Amidst the promise of AI, there looms a cautionary note on the potential pitfalls of unregulated technology. Through David Rowles‘ examples of voice deep-faking and reality augmenting contact lenses, it became apparent that AI poses ethical, societal, and even existential risks. These unchecked algorithms can amplify biases, infringe upon privacy, and erode any sense of trust. With 85% of AI projects failing due to lack of oversight and ethical considerations, the need for robust regulation of AI technologies was a topic that resonated deeply. As the benefits of AI continue to surge, the shadow of its unintended consequences without proper oversight remains undeniable. It’s a duality businesses must respect, intertwining innovation with responsibility.
James Kelly, Co-Founder and CEO at Corndel
“In the age of digital transformation, the fusions of essential human skills and digital and technology skills will become the foundation of future-ready organisations. At Corndel, we’ve always believed that the integration of technology and human skills is the key to unlocking unparalleled competitive advantage. As we navigate the complexities of the digital age, it’s essential to remember that our greatest asset is not just the technology and data we harness but the people who interpret, innovate, and lead with it.”
The rapid rise of AI has instilled a common apprehension: the eventual redundancy of human labour due to technological advancement. This sentiment was robustly countered by expert Dr Mark Kennedy from the Data Science Institute, Imperial College London. They emphasised AI not as a usurper of jobs but as a catalyst to redefine them. In his view, AI will handle the mundane, allowing people to focus on using their human skills to enhance organisational productivity and efficiency.
This positions technology as a democratising force in the workplace. As tasks become automated, human skills like empathy, leadership, creativity, and strategic insight will become coveted assets in the future of work. Leadership and seniority will hinge less on role-specific tasks and more on the richness and scope of these human skills. With 52% of global tasks being automated with current technology by 2025, understanding and preparing for these shifts is imperative (World Economic Forum (WEF).
Amidst these waves of change, where does organisational readiness stand? Daniel Rowles addressed this pressing concern, highlighting a frequently overlooked yet pivotal department: Human Resources. Digital transformation isn’t just about tools or strategies; it’s about people. Ignoring the human element, especially the workforce’s concerns, aspirations, and development, can derail even the most meticulously planned digital strategies. A recent survey suggested that 70% of digital transformations fail due to neglecting the workforce aspect. HR, thus, isn’t merely a support function—it’s a key player in an organisation’s digital maturity. Digital transformation isn’t a tech overhaul; it’s a holistic shift that, at its core, must engage and evolve with the workforce.
Sarah Evans, Legal & General, Future Capabilities Manager
“The experience has been very enlightening, I think that as a technophobe before, I would hear the term AI and get scared, but actually, technology is not going to get ride of human connection its not going to replace people, it how we now adapt and utilise the tools that are available and equip our people and our colleagues with the capabilities they need from the future.”
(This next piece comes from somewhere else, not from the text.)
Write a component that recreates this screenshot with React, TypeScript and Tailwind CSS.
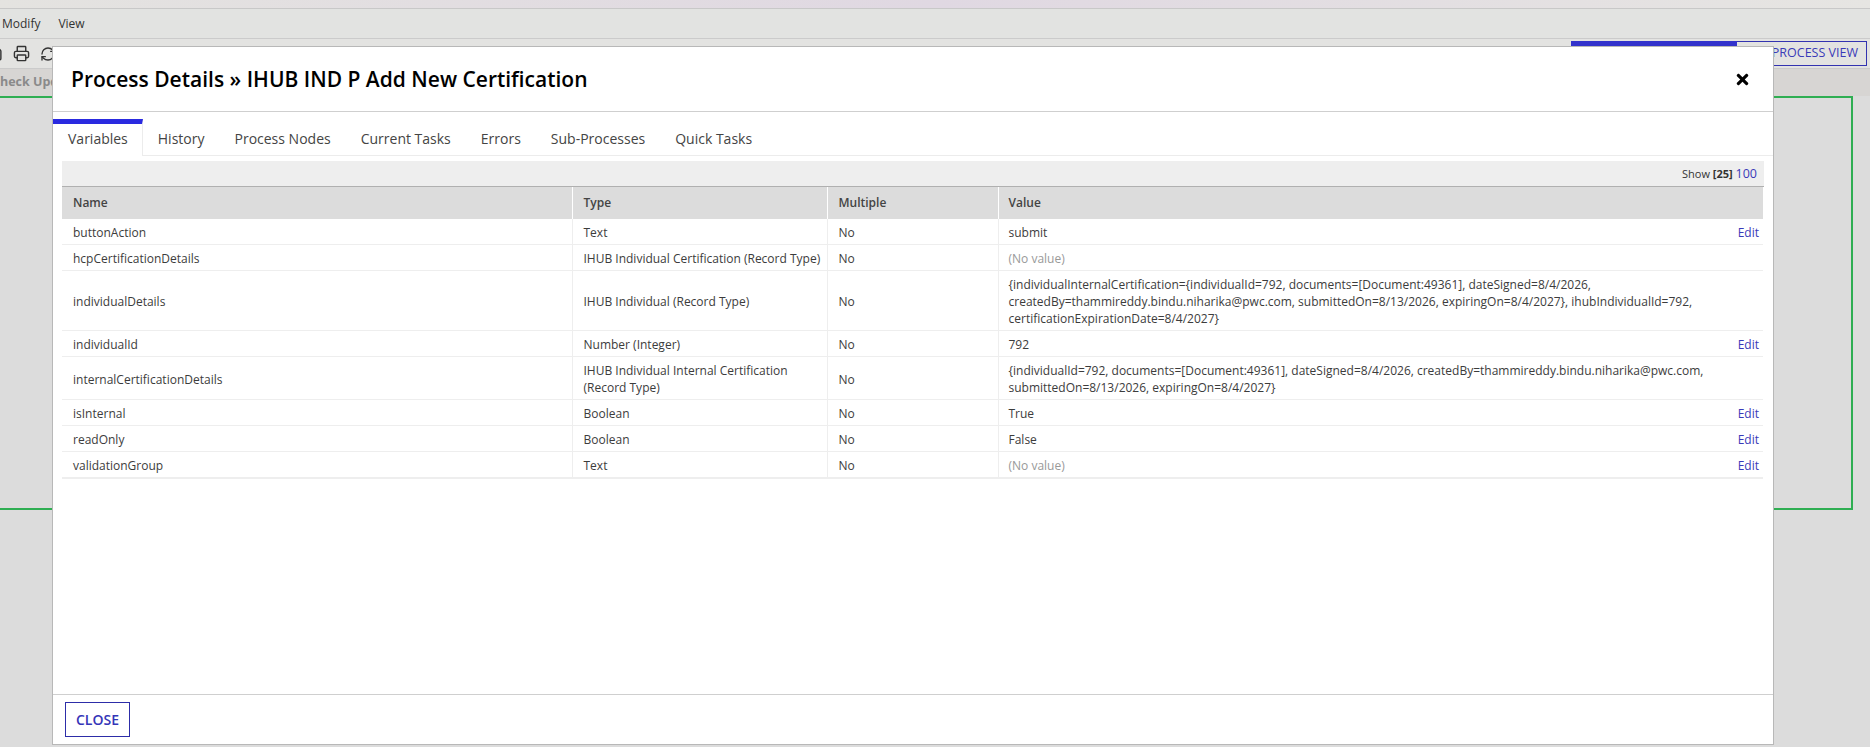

Yet, what about those at the helm? From the vantage of out-going Chief Digital Officer, Mike Seville laid bare the challenges that CEOs grapple with. CEOs face an existential challenge amid a landscape of rapid technological advancements, competition, and shifting consumer demands. The IBM Institute for Business Value (IBV) study surveyed 3000 CEOs worldwide, revealing that nearly 40% harbour apprehensions about their organisations’ sustainability in this digital age, highlighting the urgency of aligning strategies with skills and culture development. There’s a growing realisation that the future isn’t just about the next big tech tool. Instead, it revolves around people. Investing in talent, skills and fostering a culture of continuous learning becomes paramount. The future isn’t AI vs. humans—it’s AI and humans.
The HR Data event’s overarching theme emerged undeniably: people first. Technology, despite its transformative power, is but a tool. The real assets of an organisation are its people. Their skills, creativity, resilience, and innovation will shape the future. While data offers a formidable tool for competitive differentiation, its true potential is unleashed when aligned with human insight, adaptability, and vision. An organisation’s success in the digital era isn’t determined by its technological prowess alone but by its ability to seamlessly meld this tech capability with human potential.